Walking Droplet Interactions and Stability

Macroscopic physics is deterministic, with predictability limited only by the intrusion of chaos. Conversely, microscopic physics is widely thought to be intrinsically probabilistic, the statistical predictions of quantum mechanics a complete description of the microscopic world. A decade ago, Yves Couder and co-workers in Paris discovered the first quantum analog system. The system, consisting of millimeter-sized droplets self-propelling along the surface of a vibrating fluid bath, represents a macroscopic realization of the pilot-wave mechanics proposed by Louis de Broglie in the 1920s for microscopic quantum particles. The fact that this hydrodynamic system exhibits quantum-like statistical behavior raises the question as to whether there really is a qualitative difference between the microscopic and macroscopic worlds. The investigators explore this question by studying the potential and limitations of this hydrodynamic system as a quantum analogue. Graduate students are involved in the work of the project.
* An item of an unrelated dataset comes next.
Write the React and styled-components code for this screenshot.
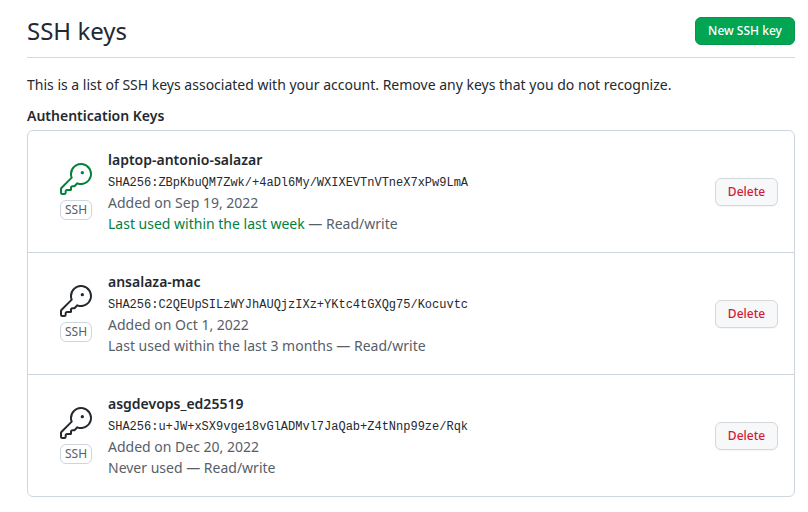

The walking-droplet system raises a number of fascinating new mathematical questions concerning the dynamics and statistics of wave-particle systems in which a particle generates a wave field, then moves in response to it. The investigator and co-investigator have developed a theoretical framework for describing this system, a hierarchy of mathematical models of increasing sophistication that have been carefully benchmarked against experiment. The project is directed towards rationalizing the stability of single- and multiple-droplet static and dynamic states by analyzing, extending and adapting these models. Specifically, we analyze the stability of both steady and periodic solutions to the model equations. Particular attention is given to rationalizing the interactions of multiple droplets of equal or unequal size, pairs and lattices, which are known to exhibit a variety of novel dynamical bound states and instabilities. New rationale for the behavior of single and multiple droplets is sought through an energetic analysis, by assessing the relative magnitudes of the global energies of the accessible solutions of the model equations. Theoretical developments are guided and constrained by a supporting experimental program conducted in parallel in MIT's Applied Math Laboratory.